Task details:
Would you extract the whole listing below and retype it exactly?

-- BEGIN Supplied material --

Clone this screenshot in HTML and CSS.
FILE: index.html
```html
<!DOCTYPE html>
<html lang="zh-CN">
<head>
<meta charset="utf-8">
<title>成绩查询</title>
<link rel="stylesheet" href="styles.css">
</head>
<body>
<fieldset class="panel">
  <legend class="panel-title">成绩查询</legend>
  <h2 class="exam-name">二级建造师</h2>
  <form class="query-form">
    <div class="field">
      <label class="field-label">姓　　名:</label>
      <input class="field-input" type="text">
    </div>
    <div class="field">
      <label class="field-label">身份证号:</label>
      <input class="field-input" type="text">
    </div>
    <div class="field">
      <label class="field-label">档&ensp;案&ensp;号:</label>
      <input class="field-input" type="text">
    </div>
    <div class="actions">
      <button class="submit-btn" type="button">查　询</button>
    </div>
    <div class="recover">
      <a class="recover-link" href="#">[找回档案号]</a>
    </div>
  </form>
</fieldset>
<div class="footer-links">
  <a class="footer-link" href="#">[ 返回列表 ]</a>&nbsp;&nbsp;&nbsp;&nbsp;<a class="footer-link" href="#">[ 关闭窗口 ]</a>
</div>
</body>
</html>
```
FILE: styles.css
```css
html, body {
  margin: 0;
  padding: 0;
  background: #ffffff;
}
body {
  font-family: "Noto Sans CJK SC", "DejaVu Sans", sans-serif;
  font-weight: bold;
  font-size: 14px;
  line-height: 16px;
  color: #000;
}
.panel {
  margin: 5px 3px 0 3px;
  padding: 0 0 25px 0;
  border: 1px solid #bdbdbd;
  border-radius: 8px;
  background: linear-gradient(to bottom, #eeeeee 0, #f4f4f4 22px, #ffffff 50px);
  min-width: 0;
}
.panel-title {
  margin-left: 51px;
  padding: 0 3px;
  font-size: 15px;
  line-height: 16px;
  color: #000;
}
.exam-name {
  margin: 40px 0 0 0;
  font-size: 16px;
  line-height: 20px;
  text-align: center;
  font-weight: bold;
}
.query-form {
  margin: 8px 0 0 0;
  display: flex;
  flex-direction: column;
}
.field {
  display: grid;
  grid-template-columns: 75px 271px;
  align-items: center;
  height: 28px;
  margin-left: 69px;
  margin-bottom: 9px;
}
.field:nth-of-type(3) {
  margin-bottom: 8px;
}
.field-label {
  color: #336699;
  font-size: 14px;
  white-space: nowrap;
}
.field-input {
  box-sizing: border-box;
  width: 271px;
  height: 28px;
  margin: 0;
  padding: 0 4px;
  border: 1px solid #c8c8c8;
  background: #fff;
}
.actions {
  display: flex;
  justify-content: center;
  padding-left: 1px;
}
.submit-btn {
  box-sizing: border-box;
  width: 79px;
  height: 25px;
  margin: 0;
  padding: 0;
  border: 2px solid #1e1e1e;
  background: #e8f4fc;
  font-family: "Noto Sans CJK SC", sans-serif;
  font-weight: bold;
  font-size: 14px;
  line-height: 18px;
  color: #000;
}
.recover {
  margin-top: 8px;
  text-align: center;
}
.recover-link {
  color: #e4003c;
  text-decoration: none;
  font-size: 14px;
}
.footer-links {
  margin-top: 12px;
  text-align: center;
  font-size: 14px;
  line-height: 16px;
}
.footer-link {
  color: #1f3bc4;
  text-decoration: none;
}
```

-- END Supplied material --

Expected answer:
Clone this screenshot in HTML and CSS.
FILE: index.html
```html
<!DOCTYPE html>
<html lang="zh-CN">
<head>
<meta charset="utf-8">
<title>成绩查询</title>
<link rel="stylesheet" href="styles.css">
</head>
<body>
<fieldset class="panel">
  <legend class="panel-title">成绩查询</legend>
  <h2 class="exam-name">二级建造师</h2>
  <form class="query-form">
    <div class="field">
      <label class="field-label">姓　　名:</label>
      <input class="field-input" type="text">
    </div>
    <div class="field">
      <label class="field-label">身份证号:</label>
      <input class="field-input" type="text">
    </div>
    <div class="field">
      <label class="field-label">档&ensp;案&ensp;号:</label>
      <input class="field-input" type="text">
    </div>
    <div class="actions">
      <button class="submit-btn" type="button">查　询</button>
    </div>
    <div class="recover">
      <a class="recover-link" href="#">[找回档案号]</a>
    </div>
  </form>
</fieldset>
<div class="footer-links">
  <a class="footer-link" href="#">[ 返回列表 ]</a>&nbsp;&nbsp;&nbsp;&nbsp;<a class="footer-link" href="#">[ 关闭窗口 ]</a>
</div>
</body>
</html>
```
FILE: styles.css
```css
html, body {
  margin: 0;
  padding: 0;
  background: #ffffff;
}
body {
  font-family: "Noto Sans CJK SC", "DejaVu Sans", sans-serif;
  font-weight: bold;
  font-size: 14px;
  line-height: 16px;
  color: #000;
}
.panel {
  margin: 5px 3px 0 3px;
  padding: 0 0 25px 0;
  border: 1px solid #bdbdbd;
  border-radius: 8px;
  background: linear-gradient(to bottom, #eeeeee 0, #f4f4f4 22px, #ffffff 50px);
  min-width: 0;
}
.panel-title {
  margin-left: 51px;
  padding: 0 3px;
  font-size: 15px;
  line-height: 16px;
  color: #000;
}
.exam-name {
  margin: 40px 0 0 0;
  font-size: 16px;
  line-height: 20px;
  text-align: center;
  font-weight: bold;
}
.query-form {
  margin: 8px 0 0 0;
  display: flex;
  flex-direction: column;
}
.field {
  display: grid;
  grid-template-columns: 75px 271px;
  align-items: center;
  height: 28px;
  margin-left: 69px;
  margin-bottom: 9px;
}
.field:nth-of-type(3) {
  margin-bottom: 8px;
}
.field-label {
  color: #336699;
  font-size: 14px;
  white-space: nowrap;
}
.field-input {
  box-sizing: border-box;
  width: 271px;
  height: 28px;
  margin: 0;
  padding: 0 4px;
  border: 1px solid #c8c8c8;
  background: #fff;
}
.actions {
  display: flex;
  justify-content: center;
  padding-left: 1px;
}
.submit-btn {
  box-sizing: border-box;
  width: 79px;
  height: 25px;
  margin: 0;
  padding: 0;
  border: 2px solid #1e1e1e;
  background: #e8f4fc;
  font-family: "Noto Sans CJK SC", sans-serif;
  font-weight: bold;
  font-size: 14px;
  line-height: 18px;
  color: #000;
}
.recover {
  margin-top: 8px;
  text-align: center;
}
.recover-link {
  color: #e4003c;
  text-decoration: none;
  font-size: 14px;
}
.footer-links {
  margin-top: 12px;
  text-align: center;
  font-size: 14px;
  line-height: 16px;
}
.footer-link {
  color: #1f3bc4;
  text-decoration: none;
}
```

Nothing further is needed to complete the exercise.